● Task objective
Only a number is wanted: how many lines in the listing contain the word "table"?
# START OF Exercise material
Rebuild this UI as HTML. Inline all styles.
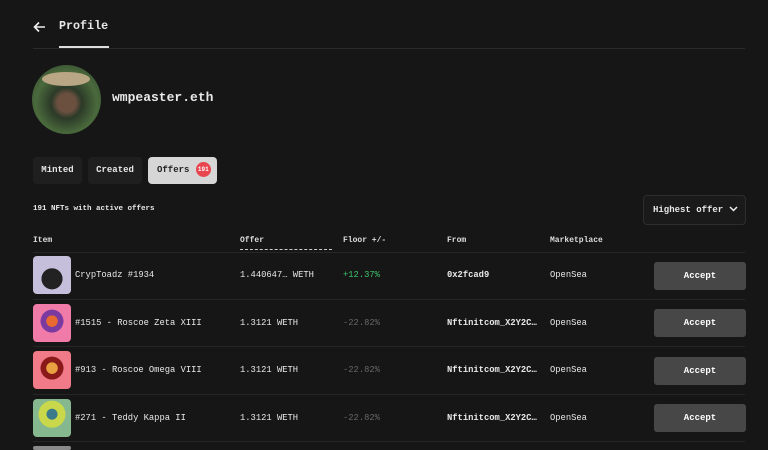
<!DOCTYPE html>
<html style="width:768px;height:450px;overflow:hidden"><head><style>
*{margin:0;padding:0;box-sizing:border-box}
body{width:768px;height:450px;background:#161616;color:#e8e8e8;font-family:"Liberation Mono",monospace;position:relative;overflow:hidden}
.a{position:absolute;white-space:nowrap}
.b{font-weight:bold}
.sep{position:absolute;left:33px;width:712px;height:1px;background:#262626}
.th{font-size:8px;font-weight:bold;top:236px;color:#ddd}
.img{position:absolute;left:33px;width:38px;height:38px;border-radius:4px}
.r{font-size:8.8px}
.btn{position:absolute;left:654px;width:92px;height:28px;background:#474747;border-radius:3px;color:#fff;font-weight:bold;font-size:9px;text-align:center;line-height:28px}
.tab{position:absolute;top:157px;height:27px;border-radius:4px;background:#1f1f1f;font-size:9px;font-weight:bold;line-height:27px;text-align:center}
</style></head><body>
<svg class="a" style="left:33px;top:21px" width="13" height="12" viewBox="0 0 13 12"><path d="M12 6H2M6 1.5L1.5 6 6 10.5" stroke="#eee" stroke-width="1.6" fill="none"/></svg>
<div class="a b" style="left:59px;top:19px;font-size:11.7px">Profile</div>
<div class="a" style="left:33px;top:48px;width:712px;height:1px;background:#2a2a2a"></div>
<div class="a" style="left:59px;top:46px;width:50px;height:2px;background:#ddd"></div>
<div class="a" style="left:32px;top:65px;width:69px;height:69px;border-radius:50%;background:radial-gradient(circle at 50% 55%,#6b5040 0 18%,#2c3a28 30%,#4a6a3c 60%,#2a3a2a 100%)"></div>
<div class="a" style="left:42px;top:72px;width:48px;height:14px;border-radius:50%;background:#b8a684"></div>
<div class="a b" style="left:112px;top:90px;font-size:13px">wmpeaster.eth</div>
<div class="tab" style="left:33px;width:49px">Minted</div>
<div class="tab" style="left:88px;width:54px">Created</div>
<div class="tab" style="left:148px;width:69px;background:#d6d6d6;color:#222;text-align:left;padding-left:9px">Offers <span style="display:inline-block;width:15px;height:15px;border-radius:50%;background:#e8454f;color:#fff;font-size:6px;line-height:15px;text-align:center;vertical-align:middle;margin-left:1px">191</span></div>
<div class="a b" style="left:33px;top:205px;font-size:7.5px">191 NFTs with active offers</div>
<div class="a" style="left:643px;top:195px;width:103px;height:30px;border:1px solid #2e2e2e;border-radius:4px;background:#1a1a1a;font-size:9px;font-weight:bold;line-height:28px;padding-left:9px">Highest offer <svg width="9" height="6" viewBox="0 0 9 6" style="margin-left:0px"><path d="M1 1l3.5 3.5L8 1" stroke="#eee" stroke-width="1.5" fill="none"/></svg></div>
<div class="a th" style="left:33px">Item</div>
<div class="a th" style="left:240px">Offer</div>
<div class="a" style="left:240px;top:249px;width:92px;border-top:1px dashed #ccc"></div>
<div class="a th" style="left:343px">Floor +/-</div>
<div class="a th" style="left:447px">From</div>
<div class="a th" style="left:550px">Marketplace</div>
<div class="sep" style="top:252px"></div>
<div class="sep" style="top:299px"></div>
<div class="sep" style="top:346px"></div>
<div class="sep" style="top:394px"></div>
<div class="sep" style="top:441px"></div>

<div class="img" style="top:256px;background:radial-gradient(circle at 50% 60%,#222 0 35%,#c6bfdc 36%)"></div>
<div class="a r" style="left:75px;top:270px">CrypToadz #1934</div>
<div class="a r" style="left:240px;top:270px">1.440647… WETH</div>
<div class="a r" style="left:343px;top:270px;color:#3fc46a">+12.37%</div>
<div class="a r b" style="left:447px;top:270px">0x2fcad9</div>
<div class="a r" style="left:550px;top:270px">OpenSea</div>
<div class="btn" style="top:262px">Accept</div>

<div class="img" style="top:304px;background:radial-gradient(circle at 50% 45%,#e86a30 0 20%,#7a3aa0 21% 40%,#f07aa8 41%)"></div>
<div class="a r" style="left:75px;top:318px">#1515 - Roscoe Zeta XIII</div>
<div class="a r" style="left:240px;top:318px">1.3121 WETH</div>
<div class="a r" style="left:343px;top:318px;color:#666">-22.82%</div>
<div class="a r b" style="left:447px;top:318px">Nftinitcom_X2Y2C…</div>
<div class="a r" style="left:550px;top:318px">OpenSea</div>
<div class="btn" style="top:309px">Accept</div>

<div class="img" style="top:351px;background:radial-gradient(circle at 50% 45%,#e8a040 0 20%,#8a1a1a 21% 40%,#f07a88 41%)"></div>
<div class="a r" style="left:75px;top:365px">#913 - Roscoe Omega VIII</div>
<div class="a r" style="left:240px;top:365px">1.3121 WETH</div>
<div class="a r" style="left:343px;top:365px;color:#666">-22.82%</div>
<div class="a r b" style="left:447px;top:365px">Nftinitcom_X2Y2C…</div>
<div class="a r" style="left:550px;top:365px">OpenSea</div>
<div class="btn" style="top:357px">Accept</div>

<div class="img" style="top:399px;background:radial-gradient(circle at 50% 40%,#3a7a8a 0 18%,#c8d84a 19% 45%,#86b890 46%)"></div>
<div class="a r" style="left:75px;top:413px">#271 - Teddy Kappa II</div>
<div class="a r" style="left:240px;top:413px">1.3121 WETH</div>
<div class="a r" style="left:343px;top:413px;color:#666">-22.82%</div>
<div class="a r b" style="left:447px;top:413px">Nftinitcom_X2Y2C…</div>
<div class="a r" style="left:550px;top:413px">OpenSea</div>
<div class="btn" style="top:404px">Accept</div>

<div class="img" style="top:446px;height:4px;background:#8a8a8a"></div>
</body></html>
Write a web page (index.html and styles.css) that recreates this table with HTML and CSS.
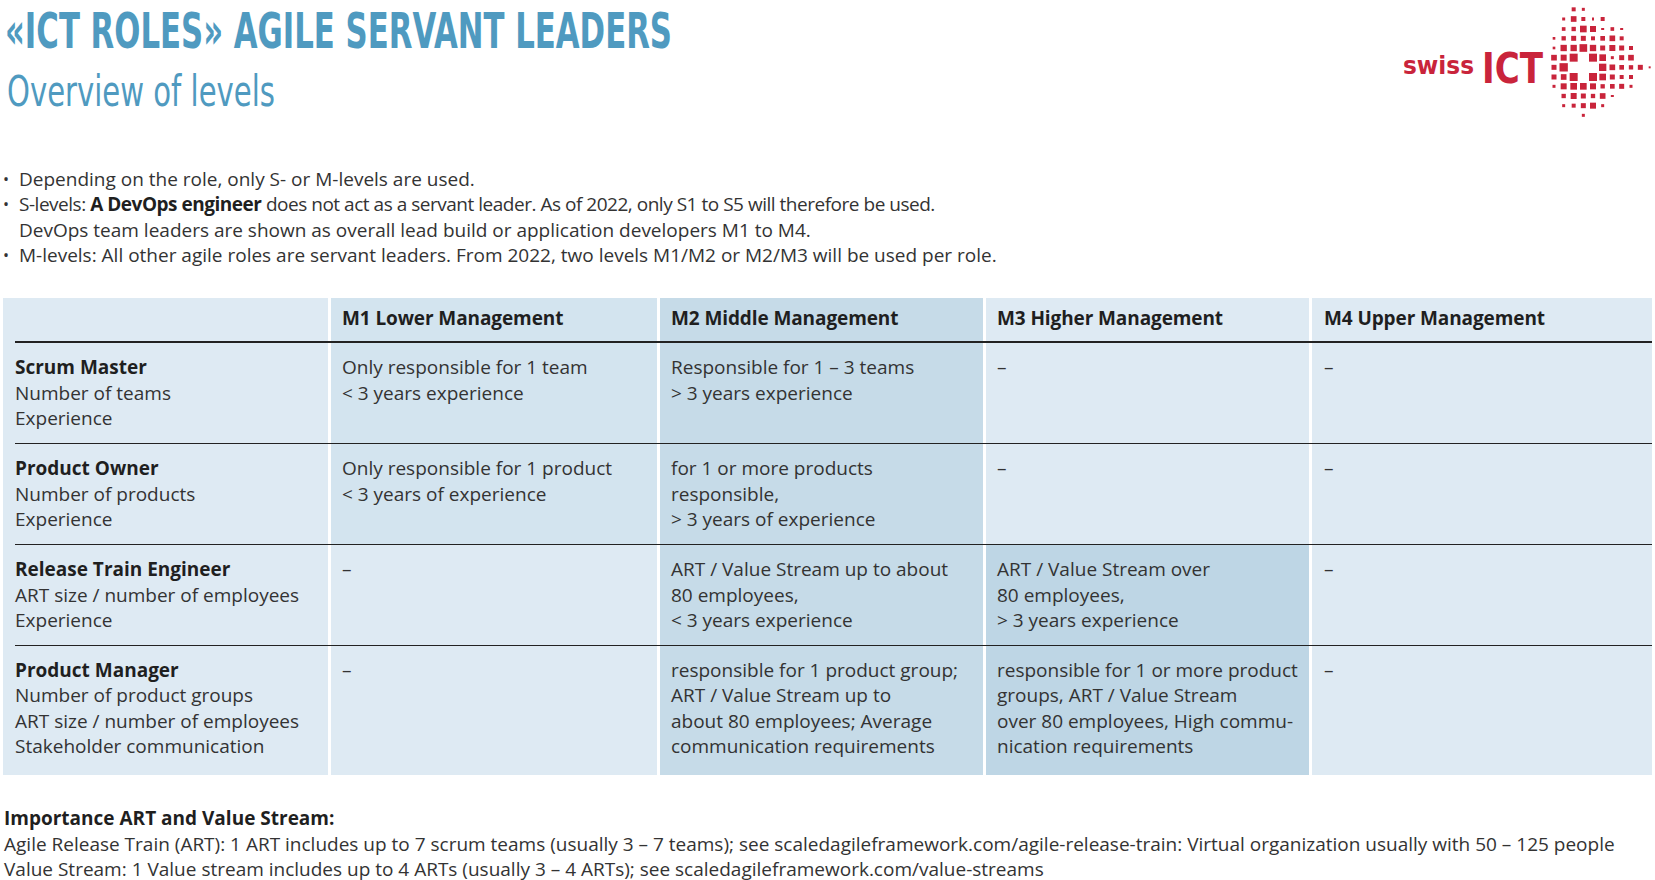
FILE: index.html
```html
<!DOCTYPE html>
<html lang="en">
<head>
<meta charset="utf-8">
<title>«ICT Roles» Agile Servant Leaders – Overview of levels</title>
<link rel="stylesheet" href="styles.css">
</head>
<body>
<div class="page">
  <header class="top">
    <svg class="titles" width="690" height="124" viewBox="0 0 690 124">
      <text class="title" x="5" y="48" textLength="667" lengthAdjust="spacingAndGlyphs">«ICT ROLES» AGILE SERVANT LEADERS</text>
      <text class="subtitle" x="7" y="106" textLength="268" lengthAdjust="spacingAndGlyphs">Overview of levels</text>
    </svg>
    <svg class="logo" width="260" height="125" viewBox="1395 0 260 125">
      <text class="logo-swiss" x="1403" y="74" textLength="71" lengthAdjust="spacingAndGlyphs">swiss</text>
      <text class="logo-ict" x="1482" y="83" textLength="61" lengthAdjust="spacingAndGlyphs">ICT</text>
      <g class="dots" transform="translate(1530 0) scale(0.33333)">
        <rect x="125" y="22" width="12" height="12"/>
        <rect x="155.5" y="23.5" width="9" height="9"/>
        <rect x="96.5" y="52.5" width="9" height="9"/>
        <rect x="122.5" y="48.5" width="17" height="17"/>
        <rect x="154" y="51" width="12" height="12"/>
        <rect x="186" y="52.5" width="6" height="9"/>
        <rect x="212" y="51" width="12" height="12"/>
        <rect x="95.5" y="81.5" width="11" height="11"/>
        <rect x="124.5" y="80.5" width="13" height="13"/>
        <rect x="150" y="77" width="20" height="20"/>
        <rect x="180" y="78" width="18" height="18"/>
        <rect x="213.5" y="84" width="9" height="6"/>
        <rect x="241.5" y="81.5" width="11" height="11"/>
        <rect x="270.5" y="84" width="9" height="6"/>
        <rect x="68" y="111" width="8" height="8"/>
        <rect x="94.5" y="108.5" width="13" height="13"/>
        <rect x="123.5" y="107.5" width="15" height="15"/>
        <rect x="152.5" y="107.5" width="15" height="15"/>
        <rect x="183" y="109" width="12" height="12"/>
        <rect x="211" y="108" width="14" height="14"/>
        <rect x="238.5" y="106.5" width="17" height="17"/>
        <rect x="269" y="109" width="12" height="12"/>
        <rect x="68" y="140" width="8" height="8"/>
        <rect x="91.5" y="134.5" width="19" height="19"/>
        <rect x="121.5" y="134.5" width="19" height="19"/>
        <rect x="148.5" y="132.5" width="23" height="23"/>
        <rect x="179.5" y="134.5" width="19" height="19"/>
        <rect x="210.5" y="136.5" width="15" height="15"/>
        <rect x="238" y="135" width="18" height="18"/>
        <rect x="267.5" y="136.5" width="15" height="15"/>
        <rect x="297" y="138" width="12" height="12"/>
        <rect x="63.5" y="164.5" width="17" height="17"/>
        <rect x="92" y="164" width="18" height="18"/>
        <rect x="119" y="161" width="24" height="24"/>
        <rect x="177" y="161" width="24" height="24"/>
        <rect x="208" y="163" width="20" height="20"/>
        <rect x="242.5" y="168.5" width="9" height="9"/>
        <rect x="267.5" y="165.5" width="15" height="15"/>
        <rect x="294.5" y="164.5" width="17" height="17"/>
        <rect x="64.5" y="194.5" width="15" height="15"/>
        <rect x="88.5" y="189.5" width="25" height="25"/>
        <rect x="207" y="191" width="22" height="22"/>
        <rect x="238.5" y="193.5" width="17" height="17"/>
        <rect x="268" y="195" width="14" height="14"/>
        <rect x="296.5" y="195.5" width="13" height="13"/>
        <rect x="323.5" y="194.5" width="15" height="15"/>
        <rect x="356" y="199" width="6" height="6"/>
        <rect x="64.5" y="223.5" width="15" height="15"/>
        <rect x="92.5" y="222.5" width="17" height="17"/>
        <rect x="119" y="219" width="24" height="24"/>
        <rect x="177" y="219" width="24" height="24"/>
        <rect x="208" y="221" width="20" height="20"/>
        <rect x="239.5" y="223.5" width="15" height="15"/>
        <rect x="269" y="225" width="12" height="12"/>
        <rect x="297" y="225" width="12" height="12"/>
        <rect x="67.5" y="254.5" width="9" height="9"/>
        <rect x="92" y="250" width="18" height="18"/>
        <rect x="121" y="249" width="20" height="20"/>
        <rect x="150" y="249" width="20" height="20"/>
        <rect x="180" y="250" width="18" height="18"/>
        <rect x="211.5" y="252.5" width="13" height="13"/>
        <rect x="240" y="252" width="14" height="14"/>
        <rect x="267.5" y="251.5" width="15" height="15"/>
        <rect x="298.5" y="254.5" width="9" height="9"/>
        <rect x="94.5" y="281.5" width="13" height="13"/>
        <rect x="122" y="279" width="18" height="18"/>
        <rect x="152.5" y="280.5" width="15" height="15"/>
        <rect x="182.5" y="281.5" width="13" height="13"/>
        <rect x="209.5" y="279.5" width="17" height="17"/>
        <rect x="242.5" y="285" width="9" height="6"/>
        <rect x="96.5" y="312.5" width="9" height="9"/>
        <rect x="125" y="311" width="12" height="12"/>
        <rect x="152.5" y="309.5" width="15" height="15"/>
        <rect x="180" y="308" width="18" height="18"/>
        <rect x="213.5" y="312.5" width="9" height="9"/>
        <rect x="155.5" y="341.5" width="9" height="9"/>
      </g>
    </svg>
  </header>

  <ul class="notes">
    <li><span class="dot">•</span><span>Depending on the role, only S- or M-levels are used.</span></li>
    <li><span class="dot">•</span><span><span class="tight">S-levels: <b>A DevOps engineer</b> does not act as a servant leader. As of 2022, only S1 to S5 will therefore be used.</span><br>DevOps team leaders are shown as overall lead build or application developers M1 to M4.</span></li>
    <li><span class="dot">•</span><span>M-levels: All other agile roles are servant leaders. From 2022, two levels M1/M2 or M2/M3 will be used per role.</span></li>
  </ul>

  <div class="table">
    <div class="cell head l first"></div>
    <div class="cell head m">M1 Lower Management</div>
    <div class="cell head d">M2 Middle Management</div>
    <div class="cell head l">M3 Higher Management</div>
    <div class="cell head l last">M4 Upper Management</div>
    <div class="rule thick"></div>

    <div class="cell l first"><b>Scrum Master</b><br>Number of teams<br>Experience</div>
    <div class="cell m">Only responsible for 1 team<br>&lt; 3 years experience</div>
    <div class="cell d">Responsible for 1 – 3 teams<br>&gt; 3 years experience</div>
    <div class="cell l">–</div>
    <div class="cell l last">–</div>
    <div class="rule"></div>

    <div class="cell l first"><b>Product Owner</b><br>Number of products<br>Experience</div>
    <div class="cell m">Only responsible for 1 product<br>&lt; 3 years of experience</div>
    <div class="cell d">for 1 or more products<br>responsible,<br>&gt; 3 years of experience</div>
    <div class="cell l">–</div>
    <div class="cell l last">–</div>
    <div class="rule"></div>

    <div class="cell l first"><b>Release Train Engineer</b><br>ART size / number of employees<br>Experience</div>
    <div class="cell l">–</div>
    <div class="cell d">ART / Value Stream up to about<br>80 employees,<br>&lt; 3 years experience</div>
    <div class="cell dd">ART / Value Stream over<br>80 employees,<br>&gt; 3 years experience</div>
    <div class="cell l last">–</div>
    <div class="rule"></div>

    <div class="cell l first end"><b>Product Manager</b><br>Number of product groups<br>ART size / number of employees<br>Stakeholder communication</div>
    <div class="cell l end">–</div>
    <div class="cell d end">responsible for 1 product group;<br>ART / Value Stream up to<br>about 80 employees; Average<br>communication requirements</div>
    <div class="cell dd end">responsible for 1 or more product<br>groups, ART / Value Stream<br>over 80 employees, High commu-<br>nication requirements</div>
    <div class="cell l end last">–</div>
  </div>

  <div class="footnote">
    <b>Importance ART and Value Stream:</b><br>
    Agile Release Train (ART): 1 ART includes up to 7 scrum teams (usually 3 – 7 teams); see scaledagileframework.com/agile-release-train: Virtual organization usually with 50 – 125 people<br>
    Value Stream: 1 Value stream includes up to 4 ARTs (usually 3 – 4 ARTs); see scaledagileframework.com/value-streams
  </div>
</div>
</body>
</html>
```

FILE: styles.css
```css
:root {
  --blue: #4f9ac0;
  --red: #c9243b;
  --c-light: #deeaf3;
  --c-mid: #d3e4ef;
  --c-dark: #c6dbe8;
  --c-darker: #bed6e5;
  --text: #333333;
  --ink: #1f1f1f;
}

* { box-sizing: border-box; }

html, body {
  margin: 0;
  padding: 0;
  background: #ffffff;
}

body {
  font-family: "Open Sans", "DejaVu Sans", sans-serif;
  font-size: 19px;
  color: var(--text);
  width: 1655px;
}

.page {
  width: 1655px;
}

.top {
  display: flex;
  justify-content: space-between;
  align-items: flex-start;
  height: 167px;
}

.titles, .logo {
  display: block;
  overflow: visible;
}

.title {
  font-family: "Liberation Sans Narrow", "DejaVu Sans Condensed", sans-serif;
  font-weight: 700;
  font-size: 50px;
  fill: var(--blue);
}

.subtitle {
  font-family: "Liberation Sans Narrow", "DejaVu Sans Condensed", sans-serif;
  font-weight: 400;
  font-size: 42px;
  fill: var(--blue);
}

.logo-swiss {
  font-family: "DejaVu Sans", sans-serif;
  font-weight: 700;
  font-size: 25px;
  fill: var(--red);
}

.logo-ict {
  font-family: "Liberation Sans Narrow", "DejaVu Sans Condensed", sans-serif;
  font-weight: 700;
  font-size: 43px;
  fill: var(--red);
}

.dots rect { fill: var(--red); }

.notes {
  list-style: none;
  margin: 0;
  padding: 0;
  line-height: 25.3px;
}

.notes li {
  display: grid;
  grid-template-columns: 19px auto;
}

.notes .dot {
  padding-left: 3px;
  font-size: 16px;
}

.notes .tight {
  letter-spacing: -0.48px;
}

.notes b, .cell b, .footnote b {
  font-weight: 700;
  color: var(--ink);
}

.table {
  display: grid;
  grid-template-columns: 325px 326px 323px 323px 340px;
  column-gap: 3px;
  margin: 30px 0 0 3px;
  width: 1649px;
}

.cell {
  padding: 12px 8px 12px 11px;
  line-height: 25.3px;
  white-space: nowrap;
}

.cell.first,
.cell.last { padding-left: 12px; }

.cell.head {
  padding-top: 8px;
  padding-bottom: 10px;
  font-weight: 700;
  color: var(--ink);
  letter-spacing: -0.1px;
}

.cell.end { padding-bottom: 16px; }

.l { background: var(--c-light); }
.m { background: var(--c-mid); }
.d { background: var(--c-dark); }
.dd { background: var(--c-darker); }

.rule {
  grid-column: 1 / -1;
  height: 1px;
  background: #222222;
  border-left: 12px solid var(--c-light);
}

.rule.thick {
  height: 2px;
}

.footnote {
  margin-top: 31px;
  padding-left: 4px;
  line-height: 25.3px;
  white-space: nowrap;
}
```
# END OF Exercise material
● Solution to the exercise
3